In the midst of all of the change to the Baker family’s business interests in Waterton, Brian was and still is a committed community member. He has been a founding member of multiple organizations such as Trail of the Great Bear and the Waterton-Glacier Peace Park Heritage Tourism Council. Past President of the Waterton Park Community Association, he now sits as a Councillor with Waterton’s Improvement District #4. He says with a smile, when asked how he finds the time for all that he does in Waterton, “It’s in my blood.”
In 2008 Brian’s daughter Aynsley began taking an interest in the business, having grown up, moved away and then moved back to Waterton with her family. In 2010 her husband Carey Tetzlaff took an active role as Manager/Guide of Waterton Outdoor Adventures, the newest business venture to occupy this pioneering family. Their son Arthur, born in 2010 is now a sixth-generation Baker living year round in Waterton Park.
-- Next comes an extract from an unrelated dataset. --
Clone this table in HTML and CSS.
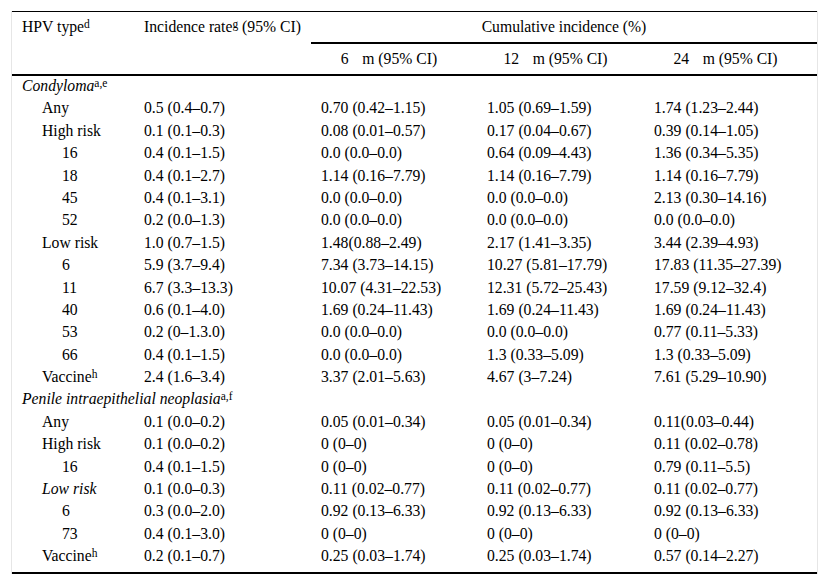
FILE: index.html
```html
<!DOCTYPE html>
<html lang="en">
<head>
<meta charset="utf-8">
<title>HPV incidence</title>
<link rel="stylesheet" href="styles.css">
</head>
<body>
<div class="wrap">
<table class="tbl">
  <colgroup>
    <col class="c1"><col class="c2"><col class="c3"><col class="c4"><col class="c5">
  </colgroup>
  <thead>
    <tr class="h1">
      <th class="left">HPV type<sup class="fn">d</sup></th>
      <th class="left">Incidence rate<sup class="fn">g</sup> (95% CI)</th>
      <th class="cum" colspan="3">Cumulative incidence (%)</th>
    </tr>
    <tr class="h2">
      <th></th>
      <th></th>
      <th class="per">6<span class="sp"></span>m (95% CI)</th>
      <th class="per">12<span class="sp"></span>m (95% CI)</th>
      <th class="per">24<span class="sp"></span>m (95% CI)</th>
    </tr>
  </thead>
  <tbody>
    <tr><td class="grp" colspan="5"><em>Condyloma</em><sup class="fn">a,e</sup></td></tr>
    <tr><td class="l1">Any</td><td>0.5 (0.4–0.7)</td><td>0.70 (0.42–1.15)</td><td>1.05 (0.69–1.59)</td><td>1.74 (1.23–2.44)</td></tr>
    <tr><td class="l1">High risk</td><td>0.1 (0.1–0.3)</td><td>0.08 (0.01–0.57)</td><td>0.17 (0.04–0.67)</td><td>0.39 (0.14–1.05)</td></tr>
    <tr><td class="l2">16</td><td>0.4 (0.1–1.5)</td><td>0.0 (0.0–0.0)</td><td>0.64 (0.09–4.43)</td><td>1.36 (0.34–5.35)</td></tr>
    <tr><td class="l2">18</td><td>0.4 (0.1–2.7)</td><td>1.14 (0.16–7.79)</td><td>1.14 (0.16–7.79)</td><td>1.14 (0.16–7.79)</td></tr>
    <tr><td class="l2">45</td><td>0.4 (0.1–3.1)</td><td>0.0 (0.0–0.0)</td><td>0.0 (0.0–0.0)</td><td>2.13 (0.30–14.16)</td></tr>
    <tr><td class="l2">52</td><td>0.2 (0.0–1.3)</td><td>0.0 (0.0–0.0)</td><td>0.0 (0.0–0.0)</td><td>0.0 (0.0–0.0)</td></tr>
    <tr><td class="l1">Low risk</td><td>1.0 (0.7–1.5)</td><td>1.48(0.88–2.49)</td><td>2.17 (1.41–3.35)</td><td>3.44 (2.39–4.93)</td></tr>
    <tr><td class="l2">6</td><td>5.9 (3.7–9.4)</td><td>7.34 (3.73–14.15)</td><td>10.27 (5.81–17.79)</td><td>17.83 (11.35–27.39)</td></tr>
    <tr><td class="l2">11</td><td>6.7 (3.3–13.3)</td><td>10.07 (4.31–22.53)</td><td>12.31 (5.72–25.43)</td><td>17.59 (9.12–32.4)</td></tr>
    <tr><td class="l2">40</td><td>0.6 (0.1–4.0)</td><td>1.69 (0.24–11.43)</td><td>1.69 (0.24–11.43)</td><td>1.69 (0.24–11.43)</td></tr>
    <tr><td class="l2">53</td><td>0.2 (0–1.3.0)</td><td>0.0 (0.0–0.0)</td><td>0.0 (0.0–0.0)</td><td>0.77 (0.11–5.33)</td></tr>
    <tr><td class="l2">66</td><td>0.4 (0.1–1.5)</td><td>0.0 (0.0–0.0)</td><td>1.3 (0.33–5.09)</td><td>1.3 (0.33–5.09)</td></tr>
    <tr><td class="l1">Vaccine<sup class="fn">h</sup></td><td>2.4 (1.6–3.4)</td><td>3.37 (2.01–5.63)</td><td>4.67 (3–7.24)</td><td>7.61 (5.29–10.90)</td></tr>
    <tr><td class="grp" colspan="5"><em>Penile intraepithelial neoplasia</em><sup class="fn">a,f</sup></td></tr>
    <tr><td class="l1">Any</td><td>0.1 (0.0–0.2)</td><td>0.05 (0.01–0.34)</td><td>0.05 (0.01–0.34)</td><td>0.11(0.03–0.44)</td></tr>
    <tr><td class="l1">High risk</td><td>0.1 (0.0–0.2)</td><td>0 (0–0)</td><td>0 (0–0)</td><td>0.11 (0.02–0.78)</td></tr>
    <tr><td class="l2">16</td><td>0.4 (0.1–1.5)</td><td>0 (0–0)</td><td>0 (0–0)</td><td>0.79 (0.11–5.5)</td></tr>
    <tr><td class="l1"><em>Low risk</em></td><td>0.1 (0.0–0.3)</td><td>0.11 (0.02–0.77)</td><td>0.11 (0.02–0.77)</td><td>0.11 (0.02–0.77)</td></tr>
    <tr><td class="l2">6</td><td>0.3 (0.0–2.0)</td><td>0.92 (0.13–6.33)</td><td>0.92 (0.13–6.33)</td><td>0.92 (0.13–6.33)</td></tr>
    <tr><td class="l2">73</td><td>0.4 (0.1–3.0)</td><td>0 (0–0)</td><td>0 (0–0)</td><td>0 (0–0)</td></tr>
    <tr class="last"><td class="l1">Vaccine<sup class="fn">h</sup></td><td>0.2 (0.1–0.7)</td><td>0.25 (0.03–1.74)</td><td>0.25 (0.03–1.74)</td><td>0.57 (0.14–2.27)</td></tr>
  </tbody>
</table>
</div>
</body>
</html>
```
FILE: styles.css
```css
html, body {
  margin: 0;
  padding: 0;
  background: #fff;
}

body {
  font-family: "Liberation Serif", "Times New Roman", serif;
  font-size: 15.7px;
  color: #000;
}

.wrap {
  margin: 11px 0 0 11px;
  width: 805px;
  border-left: 1px solid #e6e6e6;
  border-right: 1px solid #e6e6e6;
}

.tbl {
  width: 805px;
  table-layout: fixed;
  border-collapse: separate;
  border-spacing: 0;
  border-top: 1px solid #000;
  border-bottom: 2px solid #000;
}

.c1 { width: 122px; }
.c2 { width: 177px; }
.c3 { width: 166px; }
.c4 { width: 167px; }
.c5 { width: 173px; }

th {
  font-weight: normal;
  padding: 0 10px;
  line-height: 30px;
  white-space: nowrap;
}

th.left {
  text-align: left;
  vertical-align: top;
}

.h1 th.cum {
  text-align: center;
  border-bottom: 2px solid #000;
  padding: 0;
}

.h2 th {
  border-bottom: 2px solid #000;
}

.h2 th.per {
  text-align: center;
  padding: 0 10px 0 0;
}

.sp {
  display: inline-block;
  width: 13.5px;
}

td {
  padding: 0 10px 3.4px;
  line-height: 19px;
  white-space: nowrap;
  vertical-align: top;
}

td.grp { padding-left: 10px; }
td.l1 { padding-left: 30px; }
td.l2 { padding-left: 50px; }

.last td {
  padding-bottom: 7.1px;
}

.fn {
  font-family: "Liberation Serif", "Times New Roman", serif;
  font-size: 11.5px;
  font-style: normal;
  line-height: 0;
  vertical-align: 4px;
}
```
In a 1952 Lethbridge Herald interview then celebrating 30 years in business in Waterton, George Baker stated that the Baker family had “ the oldest business in continual ownership in Waterton Lakes National Park”. He expressed his pride and deep affection for the mountain town he called home. This year, 2015, after 93 years of that same continual ownership, the Baker family still holds tight to those emotions uttered by George years earlier. Pride in their deep roots and strong sense of business and community accomplishment they have had over the decades. From 1922-2015 the Baker family has been an integral part of the business and cultural landscape of Waterton.